Another important thing that one may try to think about while reading “alhakum ut takasur hata zurtum ul maqabir” is that all believers as well as non-believers agree on death of human body as an unquestionable truth, though there is disagreement on life after death and the subsequent judgement. While hedonists believe that given the limited time man has under the sun, he must eat, drink and seek the pleasures of body to the maximum, there are also those who say that death is a momentary slumber that man experiences, and with this momentary slumber, there actually starts a new phase of life where man would be held accountable for whatever he has done in this material world. As stated earlier, all the material possessions act as mere illusions for the eyes of man if he is not conscious of the real world that he is going to enter immediately after his departure from this unreal and transitory world, argue those who believe in life after death.
The question, however, is why does Allah say “alhakum ut takasur” when He himself has put the urge for material gains in the nature of man and has, in fact, put humankind as well as other animals in competition with each other for different reasons and purposes? Apart from the possible interpretations attempted above from different points of view, what one can add is the fact that the Quran and all other divinely revealed books have condemned greed, lust and misuse of powers and possessions in all of their forms. Seven deadly sins have been condemned in the Bible. Hindu scriptures describe the material world as a kind of illusion. Buddhism is on the same page about all such sins. Sikhism equally condemns and criticises greed, lust, being possessive, and misuse of power in all its forms. Simply because all these sins actually snatch from man the divine light with which he is born.
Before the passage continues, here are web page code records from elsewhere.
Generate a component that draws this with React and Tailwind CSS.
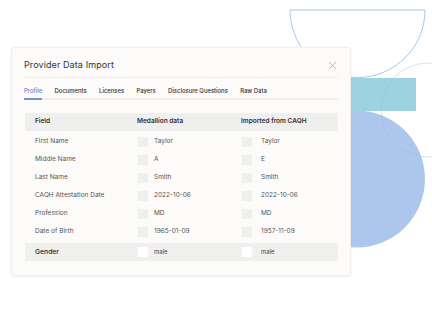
const tabs = ['Profile', 'Documents', 'Licenses', 'Payers', 'Disclosure Questions', 'Raw Data'];

const rows = [
  { field: 'First Name', a: 'Taylor', b: 'Taylor' },
  { field: 'Middle Name', a: 'A', b: 'E' },
  { field: 'Last Name', a: 'Smith', b: 'Smith' },
  { field: 'CAQH Attestation Date', a: '2022-10-06', b: '2022-10-06' },
  { field: 'Profession', a: 'MD', b: 'MD' },
  { field: 'Date of Birth', a: '1965-01-09', b: '1957-11-09' },
];

function Backdrop() {
  return (
    <svg className="absolute inset-0" width="432" height="320" viewBox="0 0 432 320">
      <path d="M290 10 A67.5 67.5 0 0 0 425 10 Z" fill="none" stroke="#a9c5ef" strokeWidth="1" />
      <rect x="330" y="78" width="86" height="33" fill="#9dd3e0" />
      <circle cx="356.5" cy="179" r="68.5" fill="#adc7ec" />
      <circle cx="428" cy="110" r="47" fill="none" stroke="#8fbde0" strokeOpacity="0.55" strokeWidth="0.8" />
    </svg>
  );
}

function Box({ white }) {
  return <span className={`w-[10px] h-[10px] shrink-0 ${white ? 'bg-white' : 'bg-[#efefee]'}`} />;
}

export default function App() {
  return (
    <div className="relative w-[432px] h-[320px] bg-white overflow-hidden font-['Inter',sans-serif]">
      <Backdrop />

      <div className="relative z-10 ml-[11px] mt-[47px] w-[340px] rounded-[3px] bg-[#fcfbf9] border border-[#f1efec] shadow-[0_1px_3px_rgba(0,0,0,0.06)] px-[12px] pt-[10px] pb-[14px]">
        {/* Header */}
        <div className="flex items-center justify-between h-[14px]">
          <h1 className="text-[9px] leading-[14px] text-[#333] tracking-[0.1px]">Provider Data Import</h1>
          <svg width="9" height="9" viewBox="0 0 9 9" className="mr-[1px]">
            <path d="M1 1 L8 8 M8 1 L1 8" stroke="#b5b5b5" strokeWidth="0.9" />
          </svg>
        </div>
        <div className="mt-[5px] h-px bg-[#eeece9]" />

        {/* Tabs */}
        <div className="flex gap-[12.4px] mt-[7px] border-b-2 border-[#efedea]">
          {tabs.map((t, i) => (
            <div
              key={t}
              className={`text-[5.9px] leading-[12px] font-medium pb-[1px] -mb-[2px] border-b-2 ${
                i === 0 ? 'text-[#5b85d0] border-[#6f93d6]' : 'text-[#2f2f2f] border-transparent'
              }`}
            >
              {t}
            </div>
          ))}
        </div>

        {/* Table */}
        <div className="mt-[13px] ml-[1px] text-[6.5px]">
          <div className="flex items-center h-[18px] bg-[#efefee] font-semibold text-[#333]">
            <div className="w-[112px] pl-[10px]">Field</div>
            <div className="w-[104px]">Medallion data</div>
            <div className="flex-1">Imported from CAQH</div>
          </div>

          <div className="mt-[2px]">
            {rows.map((r) => (
              <div key={r.field} className="flex items-center h-[18px] text-[#555]">
                <div className="w-[112px] pl-[10px]">{r.field}</div>
                <div className="w-[104px] flex items-center gap-[6px] pl-[1px]">
                  <Box />
                  <span>{r.a}</span>
                </div>
                <div className="flex-1 flex items-center gap-[9px] pl-[1px]">
                  <Box />
                  <span>{r.b}</span>
                </div>
              </div>
            ))}
          </div>

          <div className="flex items-center h-[18px] mt-[2px] bg-[#f0f0ef]">
            <div className="w-[112px] pl-[10px] font-medium text-[#222] text-[6.8px]">Gender</div>
            <div className="w-[104px] flex items-center gap-[6px] pl-[1px] text-[#444] text-[6px]">
              <Box white />
              <span className="-mt-[2px]">male</span>
            </div>
            <div className="flex-1 flex items-center gap-[9px] pl-[1px] text-[#444] text-[6px]">
              <Box white />
              <span className="-mt-[2px]">male</span>
            </div>
          </div>
        </div>
      </div>
    </div>
  );
}
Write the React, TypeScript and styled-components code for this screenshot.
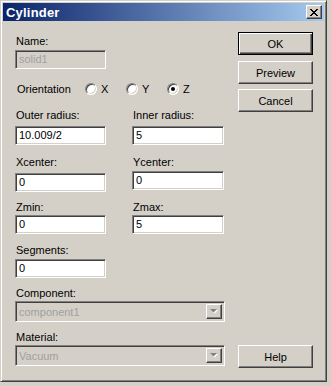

The more human beings fall in competition for all these deadly sins, the farther they are drawn from the heavenly light that their soul is blessed with; therefore, the text of the Quran has at different places and in different contexts the injunction that man must desist from all such temptations. The Quran says, “qadd aflaha mann zakkaha wa qadd khaba mann dassaha” which means “To a happy state shall indeed attain he who causes this [self] to grow in purity, and truly lost is he who buries it [in darkness].”
Concluding, “alhakum ut takasur hata zurtum al maqabir” is an insight into the reality that man knows but is most of the times unconscious of due to the rust that excessive competition for material gains causes to develop on human soul. As for human body, human soul too requires nourishment through good deeds, prayers, contemplation and good thoughts; otherwise, the rust caused by materialism, lust for power, gluttony and possessiveness cause the human soul to stray from the straight path which God had destined it to be on. The transitory nature of all material things in itself is evidence that human beings must only use them for different purposes but should not fall in love with them to the extent of worshipping them. While possession and pursuit of material objects may give momentary happiness to man, spiritual contentment can only be attained when man does not turn these material objects into idols for worship; rather, man uses them in such a way that gratitude to Allah is expressed through every act and every object.